* [What you have to do] Search the data for the word "index". Reproduce every line where it is found.

_ _ _ _ _

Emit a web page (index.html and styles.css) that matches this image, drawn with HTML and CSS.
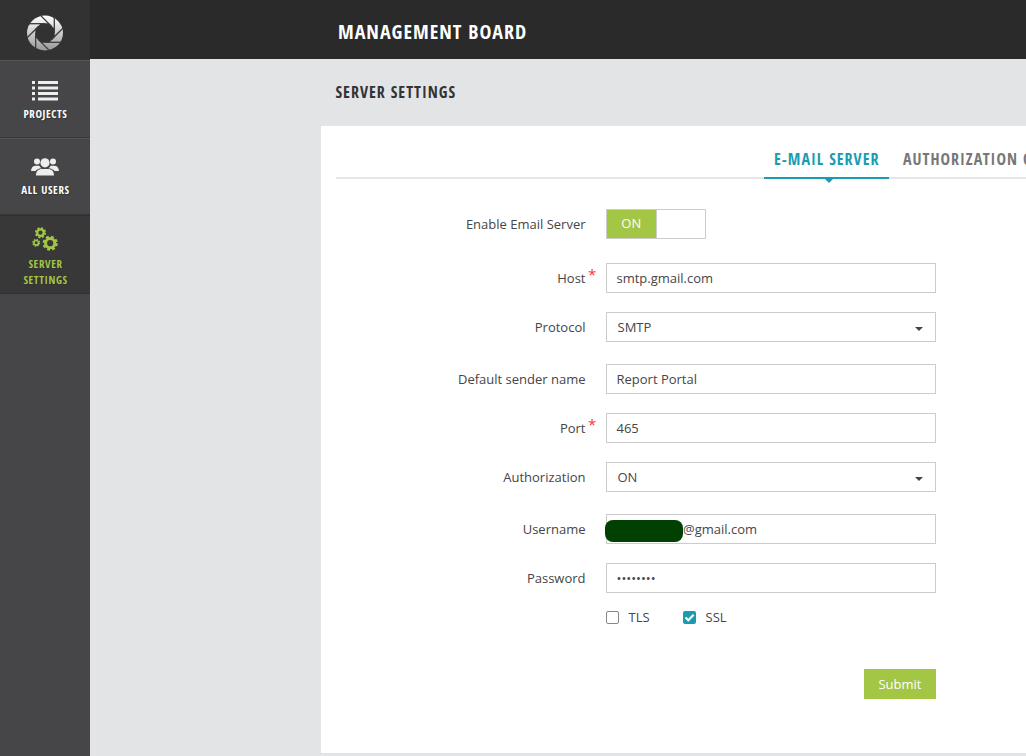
FILE: index.html
```html
<!DOCTYPE html>
<html lang="en">
<head>
<meta charset="utf-8">
<title>Management Board</title>
<link rel="stylesheet" href="styles.css">
</head>
<body>
<div class="app">
  <nav class="sidebar">
    <a class="logo">
      <svg width="38" height="38" viewBox="0 0 38 38">
        <defs><linearGradient id="metal" x1="0" y1="0" x2="0" y2="1"><stop offset="0" stop-color="#fff"/><stop offset="1" stop-color="#999"/></linearGradient></defs>
        <ellipse cx="19" cy="19" rx="18" ry="17.400" fill="url(#metal)"/>
        <path d="M15 9.300H23L28.700 15V23L23 28.700H15L9.300 23V15Z" fill="#323232"/>
        <g stroke="#3c3c3c" stroke-width="1.300" fill="none">
          <path d="M3 9.700H19"/>
          <path d="M3 9.700H19" transform="rotate(45 19 19)"/>
          <path d="M3 9.700H19" transform="rotate(90 19 19)"/>
          <path d="M3 9.700H19" transform="rotate(135 19 19)"/>
          <path d="M3 9.700H19" transform="rotate(180 19 19)"/>
          <path d="M3 9.700H19" transform="rotate(225 19 19)"/>
          <path d="M3 9.700H19" transform="rotate(270 19 19)"/>
          <path d="M3 9.700H19" transform="rotate(315 19 19)"/>
        </g>
      </svg>
    </a>
    <a class="nav-item projects">
      <svg width="26" height="20" viewBox="0 0 26 20" fill="#eee"><path d="M0 0h3v3H0zM6 0h20v3H6zM0 5.500h3v3H0zM6 5.500h20v3H6zM0 11h3v3H0zM6 11h20v3H6zM0 16.500h3v3H0zM6 16.500h20v3H6z"/></svg>
      <span>PROJECTS</span>
    </a>
    <a class="nav-item users">
      <svg width="28" height="18" viewBox="0 0 28 18" fill="#eee"><circle cx="6" cy="3.500" r="3"/><circle cx="22" cy="3.500" r="3"/><circle cx="14" cy="4.800" r="4.600"/><path d="M0 13C.2 9.500 2 7.700 5 7.700H8.500C9 9 9.500 9.800 10.500 10.200C7.500 10.500 5.500 11.500 4.500 13ZM28 13C27.800 9.500 26 7.700 23 7.700H19.500C19 9 18.500 9.800 17.500 10.200C20.500 10.500 22.500 11.500 23.500 13ZM5 17.500C5 13 7.500 11 11 11H17C20.500 11 23 13 23 17.500Z"/></svg>
      <span>ALL USERS</span>
    </a>
    <a class="nav-item settings active">
      <svg width="26" height="24" viewBox="0 0 26 24" fill="none" stroke="#a3c644">
        <circle cx="8.500" cy="5.700" r="3.300" stroke-width="2.300"/><circle cx="8.500" cy="5.700" r="4.700" stroke-width="1.800" stroke-dasharray="2 1.690"/>
        <circle cx="4.200" cy="15.800" r="2.300" stroke-width="1.700"/><circle cx="4.200" cy="15.800" r="3.300" stroke-width="1.400" stroke-dasharray="1.400 1.190"/>
        <circle cx="18.200" cy="16.200" r="4.600" stroke-width="3"/><circle cx="18.200" cy="16.200" r="6.400" stroke-width="2.400" stroke-dasharray="2.800 2.227"/>
      </svg>
      <span>SERVER<br>SETTINGS</span>
    </a>
  </nav>
  <div class="page">
    <header class="topbar"><h1>MANAGEMENT BOARD</h1></header>
    <main class="content">
      <h2>SERVER SETTINGS</h2>
      <section class="panel">
        <div class="tabs"><a class="tab selected">E-MAIL SERVER</a><a class="tab second">AUTHORIZATION C</a></div>
        <form class="form">
          <div class="row first"><label>Enable Email Server</label><div class="switch"><span class="on">ON</span><span class="off"></span></div></div>
          <div class="row"><label class="required">Host</label><div class="field">smtp.gmail.com</div></div>
          <div class="row select-row"><label>Protocol</label><div class="field select">SMTP</div></div>
          <div class="row"><label>Default sender name</label><div class="field">Report Portal</div></div>
          <div class="row"><label class="required">Port</label><div class="field">465</div></div>
          <div class="row select-row"><label>Authorization</label><div class="field select">ON</div></div>
          <div class="row"><label>Username</label><div class="field user"><span class="mask"></span>@gmail.com</div></div>
          <div class="row"><label>Password</label><div class="field password">••••••••</div></div>
          <div class="checks"><span class="box"></span><span class="tls">TLS</span><span class="box checked"><svg width="13" height="13" viewBox="0 0 13 13"><path d="M2.500 6.500L5.300 9.300L10.600 3.800" fill="none" stroke="#fff" stroke-width="2.100"/></svg></span><span>SSL</span></div>
          <div class="actions"><span class="submit">Submit</span></div>
        </form>
      </section>
    </main>
  </div>
</div>
</body>
</html>
```
FILE: styles.css
```css
* { box-sizing: border-box; }
body { margin: 0; overflow: hidden; font: 13px/18px "Open Sans", "Noto Sans", sans-serif; color: #464547; }
.app { display: flex; width: 1026px; height: 756px; overflow: hidden; background: #e3e4e6; }
.sidebar { width: 90px; flex: none; background: #464547; }
.sidebar, h1, h2, .tab { font-family: "Open Sans Condensed", "Open Sans", sans-serif; font-stretch: 75%; font-weight: 700; }
.logo { display: flex; height: 60px; background: #323232; padding: 14px 0 0 26px; }
.nav-item { display: flex; flex-direction: column; align-items: center; border-top: 1px solid #555456; border-bottom: 1px solid #363537; color: #fff; font-size: 11px; line-height: 16px; letter-spacing: .6px; text-align: center; text-shadow: 1px 1px 1px #333; }
.nav-item svg { flex: none; }
.nav-item span { padding-left: 1px; }
.projects { height: 78px; padding-top: 20px; }
.projects span { margin-top: 5px; }
.users { height: 77px; padding-top: 19px; }
.users span { margin-top: 6px; }
.settings { height: 79px; padding-top: 11px; background: #383838; border-color: #303030; color: #a3c644; }
.settings span { margin-top: 5px; }
.page { flex: 1; min-width: 0; }
.topbar { height: 59px; padding: 18px 0 0 248px; background: #2a2a2a; }
h1 { margin: 0; font-size: 20px; line-height: 28px; letter-spacing: 1px; color: #fff; white-space: nowrap; }
.content { padding-left: 231px; }
h2 { margin: 0; height: 67px; padding: 22px 0 0 14.5px; font-size: 16px; line-height: 22px; letter-spacing: 1px; color: #333; white-space: nowrap; }
.panel { width: 705px; height: 627px; padding: 14px 0 0 15px; background: #fff; overflow: hidden; }
.tabs { display: flex; height: 39px; padding-left: 428px; border-bottom: 2px solid #e6e6e6; white-space: nowrap; }
.tab { flex: none; height: 39px; padding: 8px 10px 0; font-size: 16px; line-height: 22px; letter-spacing: 1px; color: #777; }
.tab.selected { position: relative; width: 125px; color: #1a9cb0; border-bottom: 2px solid #1a9cb0; }
.selected::after { content: ""; position: absolute; left: 60px; top: 38px; border: 5px solid transparent; border-top-color: #1a9cb0; border-bottom: 0; }
.tab.second { padding-left: 14px; }
.form { padding-top: 30px; }
.row { display: flex; align-items: center; height: 30px; margin-bottom: 19px; }
.row.first { margin-bottom: 24px; }
.row.select-row { margin-bottom: 22px; }
.row label { position: relative; width: 249.5px; text-align: right; margin-right: 20.5px; }
.required::after { content: "*"; position: absolute; left: 252px; top: -4px; color: #f33; font-size: 15px; }
.field { display: flex; align-items: center; width: 330px; height: 30px; border: 1px solid #ccc; padding: 0 9.5px; background: #fff; }
.select { justify-content: space-between; padding-left: 10.5px; padding-right: 12px; }
.select::after { content: ""; border: 4px solid transparent; border-top-color: #444; border-bottom: 0; margin-top: 3px; }
.field.user { padding-left: 0; }
.mask { width: 78px; height: 22px; margin: 3px 0 0 -2px; border-radius: 8px; background: #004000; }
.switch { display: flex; width: 100px; height: 30px; border: 1px solid #ccc; }
.on { width: 48.5px; background: #a3c644; color: #fff; font-weight: 500; line-height: 27px; text-align: center; }
.off { flex: 1; border-left: 1px solid #ccc; }
.checks { display: flex; align-items: center; height: 18px; margin-top: -4px; padding-left: 270px; }
.box { width: 13px; height: 13px; margin-right: 9.5px; border: 1px solid #888; border-radius: 2px; }
.tls { width: 54.5px; }
.checked { border: 0; background: #1a9cb0; display: flex; }
.actions { display: flex; padding: 43px 0 0 528px; }
.submit { width: 72px; height: 30px; background: #a3c644; color: #fff; font-weight: 500; line-height: 30px; text-align: center; }
```
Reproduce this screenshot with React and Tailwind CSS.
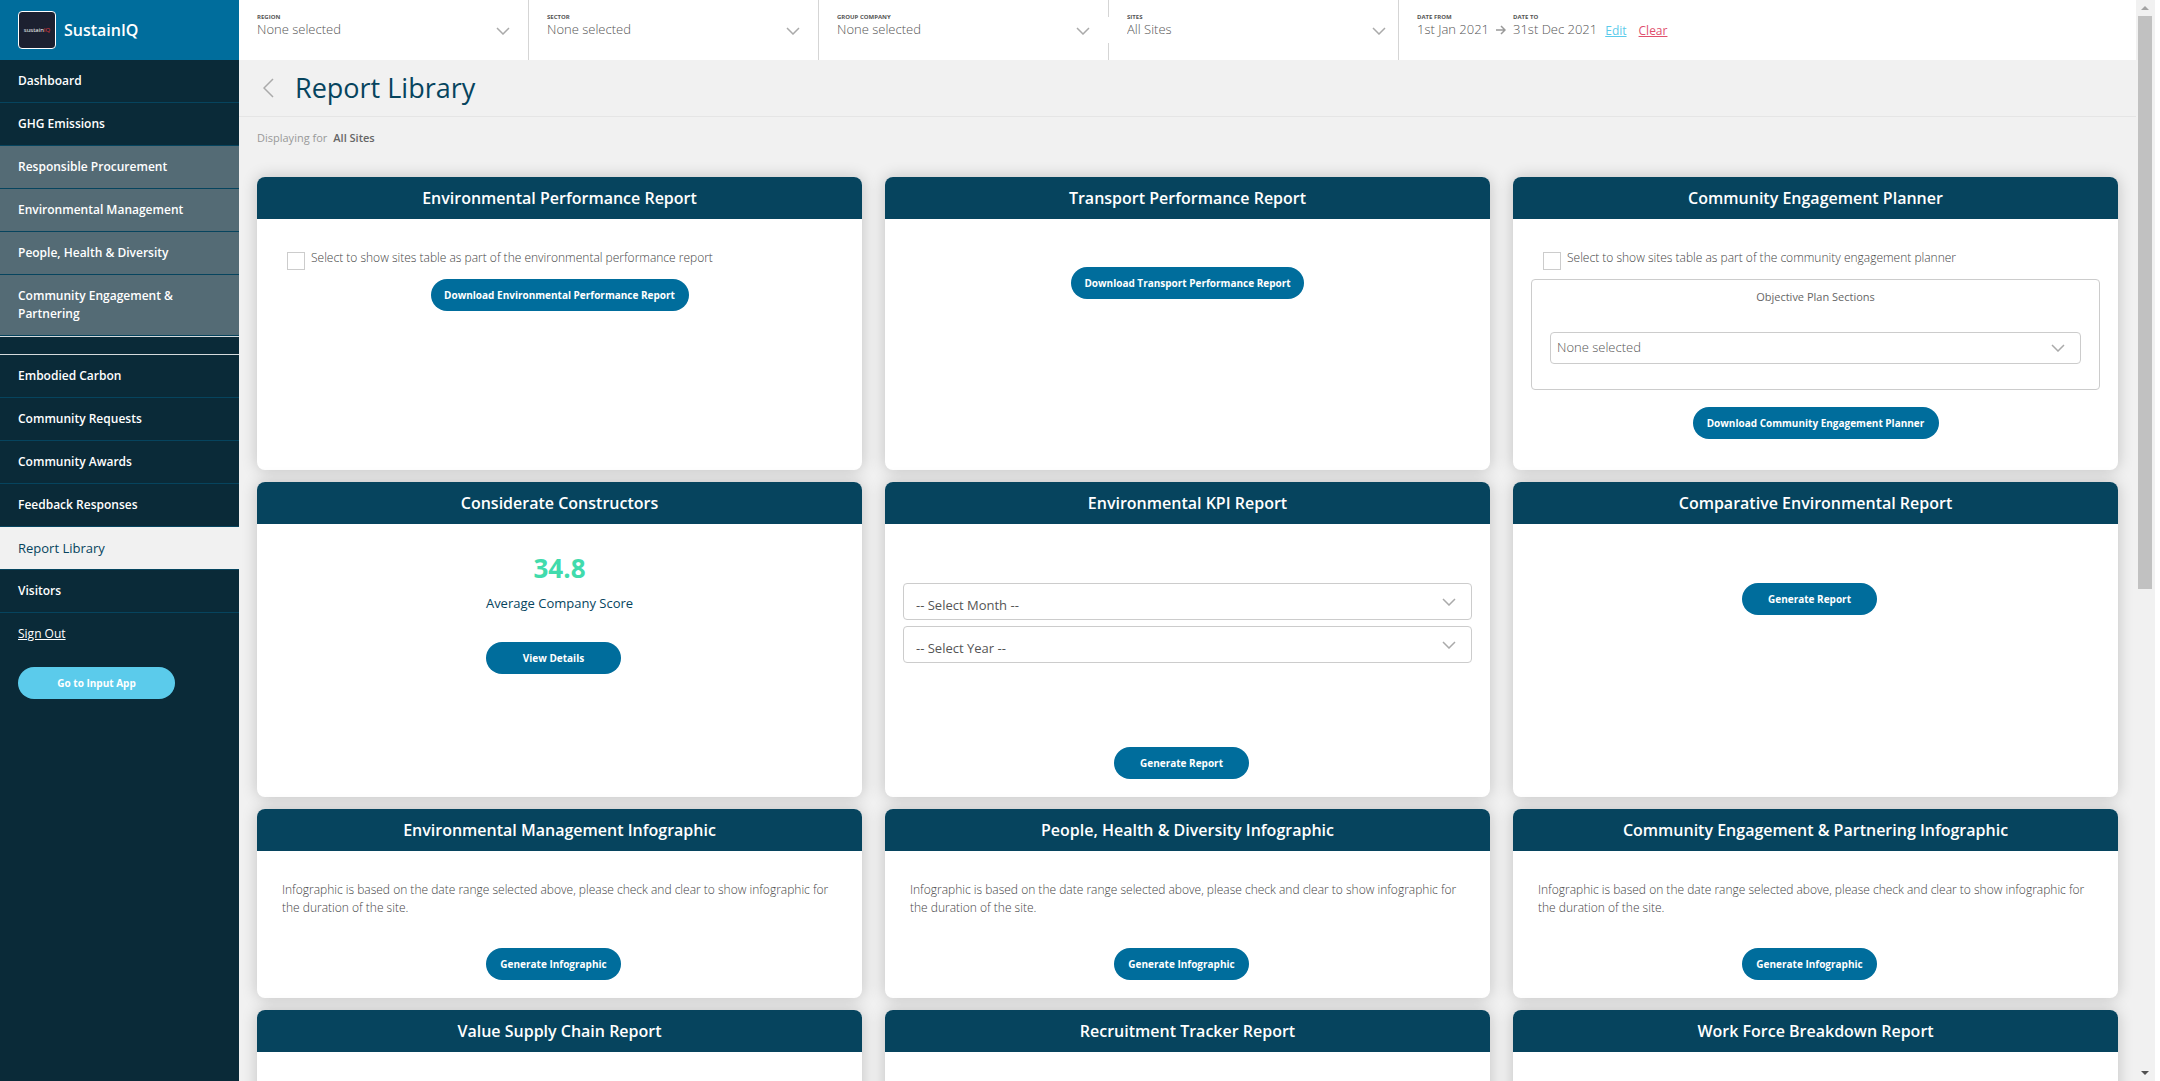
const navItems = [
  { label: "Dashboard" },
  { label: "GHG Emissions" },
  { label: "Responsible Procurement", muted: true },
  { label: "Environmental Management", muted: true },
  { label: "People, Health & Diversity", muted: true },
  { label: "Community Engagement & Partnering", muted: true },
];

const moreItems = [
  { label: "Embodied Carbon" },
  { label: "Community Requests" },
  { label: "Community Awards" },
  { label: "Feedback Responses" },
  { label: "Report Library", active: true },
  { label: "Visitors" },
];

const filters = [
  { id: "region", label: "Region", value: "None selected" },
  { id: "sector", label: "Sector", value: "None selected" },
  { id: "group", label: "Group company", value: "None selected" },
  { id: "sites", label: "Sites", value: "All Sites" },
];

function Chevron({ className }) {
  return (
    <svg viewBox="0 0 14 8" className={`pointer-events-none h-2 w-3.5 ${className}`} fill="none" stroke="#aaaaaa" strokeWidth="1.5">
      <path d="M1 1l6 6 6-6" />
    </svg>
  );
}

function NavLink({ item }) {
  let look = "bg-[#0a2a38] text-xs font-semibold text-white";
  if (item.muted) look = "bg-[#546b75] text-xs font-semibold text-white";
  if (item.active) look = "bg-[#f1f1f1] text-[13px] text-[#06445e]";
  return (
    <li className="border-t border-[#06445e] first:border-t-0">
      <a href="#" className={`block py-3 pr-8 pl-[18px] leading-[18px]! ${look}`}>
        {item.label}
      </a>
    </li>
  );
}

function Sidebar() {
  return (
    <aside className="w-[239px] shrink-0 bg-[#0a2a38]">
      <div className="flex h-[60px] items-center gap-2 bg-[#006d9c] pl-[18px]">
        <div className="flex size-[38px] items-center justify-center rounded border border-white bg-[#1c2030] text-[6px] text-white">
          <span>sustain</span>
          <span className="text-[#e0393e]">IQ</span>
        </div>
        <span className="text-base font-semibold text-white">SustainIQ</span>
      </div>
      <nav>
        <ul>
          {navItems.map((item) => (
            <NavLink key={item.label} item={item} />
          ))}
        </ul>
        <div className="border-t border-[#06445e]">
          <div className="h-[19px] border-y border-[#d5dadc]" />
        </div>
        <ul>
          {moreItems.map((item) => (
            <NavLink key={item.label} item={item} />
          ))}
          <li className="border-t border-[#06445e]">
            <a href="#" className="block py-3 pl-[18px] text-xs leading-[18px] text-white underline">
              Sign Out
            </a>
          </li>
        </ul>
      </nav>
      <button className="mt-3 ml-[18px] h-8 w-[157px] rounded-full bg-[#5bcbeb] text-[10px] font-bold text-white">
        Go to Input App
      </button>
    </aside>
  );
}

function FilterBar() {
  return (
    <div className="flex h-[60px] bg-white text-[#555555]">
      {filters.map((filter) => (
        <div key={filter.id} className="relative w-[290px] border-r border-[#d5d5d5] pt-[13px] pl-[18px]">
          {/* the group company field covers part of its own divider */}
          {filter.id === "group" && <span className="absolute top-[17px] -right-px h-[26px] w-1 bg-white" />}
          <label htmlFor={filter.id} className="block text-[6px] leading-[8px] font-bold uppercase">
            {filter.label}
          </label>
          <select id={filter.id} className="block h-4 w-full appearance-none text-[13px] leading-4 font-light">
            <option>{filter.value}</option>
          </select>
          <Chevron className={`absolute top-[27px] ${filter.id === "sites" ? "right-3" : "right-[18px]"}`} />
        </div>
      ))}
      <div className="flex pt-[13px] pl-[18px]">
        <div>
          <div className="text-[6px] leading-[8px] font-bold uppercase">Date from</div>
          <div className="text-[13px] leading-4 font-light">1st Jan 2021</div>
        </div>
        <svg viewBox="0 0 10 10" className="mx-[7px] mt-3 size-2.5" fill="none" stroke="#999999" strokeWidth="1.5">
          <path d="M0 5h9M5 1l4 4-4 4" />
        </svg>
        <div>
          <div className="text-[6px] leading-[8px] font-bold uppercase">Date to</div>
          <div className="text-[13px] leading-4 font-light">31st Dec 2021</div>
        </div>
        <div className="flex gap-3 pt-[10px] pl-2 text-xs">
          <a href="#" className="text-[#5bcbeb] underline">Edit</a>
          <a href="#" className="text-[#e0506e] underline">Clear</a>
        </div>
      </div>
    </div>
  );
}

function Card({ title, className, children }) {
  return (
    <section className={`flex flex-col rounded-lg bg-white shadow-[0_0_16px_rgba(0,0,0,0.2)] ${className}`}>
      <h2 className="rounded-t-lg bg-[#06445e] text-center text-base leading-[42px] font-semibold text-white">{title}</h2>
      {children}
    </section>
  );
}

function PillButton({ className, children }) {
  return (
    <button className={`h-8 self-center rounded-full bg-[#006d9c] text-[10px] font-bold text-white ${className}`}>
      {children}
    </button>
  );
}

function SitesCheckbox({ id, children }) {
  return (
    <div className="flex pt-[33px] pl-[30px]">
      <input id={id} type="checkbox" className="size-[18px] appearance-none border border-[#cccccc] bg-white" />
      <label htmlFor={id} className="pl-1.5 text-xs leading-3 font-light text-[#444444]">
        {children}
      </label>
    </div>
  );
}

function DropDown({ label, className, children }) {
  return (
    <div className="relative">
      <select aria-label={label} className={`block w-full appearance-none rounded border border-[#cccccc] bg-white text-[#555555] ${className}`}>
        <option>{children}</option>
      </select>
      <Chevron className="absolute top-1/2 right-4 -mt-1" />
    </div>
  );
}

function InfographicCard({ title }) {
  return (
    <Card title={title} className="min-h-[189px]">
      <p className="px-[25px] pt-[30px] text-xs leading-[18px] font-light text-[#444444]">
        Infographic is based on the date range selected above, please check and clear to show infographic for the duration of the site.
      </p>
      <PillButton className="mt-[31px] mr-3 w-[135px]">Generate Infographic</PillButton>
    </Card>
  );
}

function Scrollbar() {
  return (
    <div className="flex w-6 shrink-0 border-r-[5px] border-white bg-[#f1f1f1]">
      <div className="flex w-[18px] flex-col items-center justify-between px-0.5">
        <svg viewBox="0 0 8 4" className="my-1.5 h-1 w-2" fill="#a3a3a3">
          <path d="M0 4l4-4 4 4z" />
        </svg>
        <div className="mb-auto h-[53%] w-full bg-[#c1c1c1]" />
        <svg viewBox="0 0 8 4" className="my-1.5 h-1 w-2" fill="#505050">
          <path d="M0 0l4 4 4-4z" />
        </svg>
      </div>
    </div>
  );
}

export default function App() {
  return (
    <div className="flex h-screen overflow-hidden bg-[#f1f1f1] font-['Open_Sans',sans-serif]">
      <Sidebar />
      <main className="min-w-0 flex-1 overflow-hidden">
        <FilterBar />
        <header className="flex h-[57px] items-center gap-[21px] border-b border-[#e5e5e5] pl-6">
          <a href="#" aria-label="Back">
            <svg viewBox="0 0 11 20" className="h-5 w-[11px]" fill="none" stroke="#aaaaaa" strokeWidth="1.5">
              <path d="M10 1L1 10l9 9" />
            </svg>
          </a>
          <h1 className="text-[27px] text-[#06445e]">Report Library</h1>
        </header>
        <p className="flex gap-1.5 pt-3 pl-[18px] text-[11px] leading-[18px] text-[#999999]">
          Displaying for <span className="font-semibold text-[#666666]">All Sites</span>
        </p>

        <div className="grid grid-cols-3 gap-x-[23px] gap-y-3 px-[18px] pt-[30px]">
          <Card title="Environmental Performance Report" className="min-h-[293px]">
            <SitesCheckbox id="env-sites">Select to show sites table as part of the environmental performance report</SitesCheckbox>
            <PillButton className="mt-[9px] w-[258px]">Download Environmental Performance Report</PillButton>
          </Card>
          <Card title="Transport Performance Report" className="min-h-[293px]">
            <PillButton className="mt-12 w-[233px]">Download Transport Performance Report</PillButton>
          </Card>
          <Card title="Community Engagement Planner" className="min-h-[293px]">
            <SitesCheckbox id="community-sites">Select to show sites table as part of the community engagement planner</SitesCheckbox>
            <div className="mx-[18px] mt-[9px] rounded border border-[#cccccc] px-[18px] pt-2 pb-[25px]">
              <div className="pb-[26px] text-center text-[11px] leading-[18px] text-[#666666]">Objective Plan Sections</div>
              <DropDown label="Objective Plan Sections" className="h-8 px-1.5 text-[13px] font-light">None selected</DropDown>
            </div>
            <PillButton className="mt-[17px] w-[246px]">Download Community Engagement Planner</PillButton>
          </Card>

          <Card title="Considerate Constructors" className="min-h-[315px]">
            <div className="pt-[26px] text-center text-[26px] leading-9 font-bold text-[#41dbac]">34.8</div>
            <div className="pt-2 text-center text-[13px] leading-[18px] text-[#06445e]">Average Company Score</div>
            <PillButton className="mt-[30px] mr-3 w-[135px]">View Details</PillButton>
          </Card>
          <Card title="Environmental KPI Report" className="min-h-[315px]">
            <div className="flex flex-col gap-1.5 px-[18px] pt-[59px]">
              <DropDown label="Month" className="h-[37px] px-3 pt-2 text-[13px]">-- Select Month --</DropDown>
              <DropDown label="Year" className="h-[37px] px-3 pt-2 text-[13px]">-- Select Year --</DropDown>
            </div>
            <PillButton className="mt-auto mr-3 mb-[18px] w-[135px]">Generate Report</PillButton>
          </Card>
          <Card title="Comparative Environmental Report" className="min-h-[315px]">
            <PillButton className="mt-[59px] mr-3 w-[135px]">Generate Report</PillButton>
          </Card>

          <InfographicCard title="Environmental Management Infographic" />
          <InfographicCard title="People, Health & Diversity Infographic" />
          <InfographicCard title="Community Engagement & Partnering Infographic" />

          <Card title="Value Supply Chain Report" className="min-h-[189px]" />
          <Card title="Recruitment Tracker Report" className="min-h-[189px]" />
          <Card title="Work Force Breakdown Report" className="min-h-[189px]" />
        </div>
      </main>
      <Scrollbar />
    </div>
  );
}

_ _ _ _ _

* [Task result]
Emit a web page (index.html and styles.css) that matches this image, drawn with HTML and CSS.
FILE: index.html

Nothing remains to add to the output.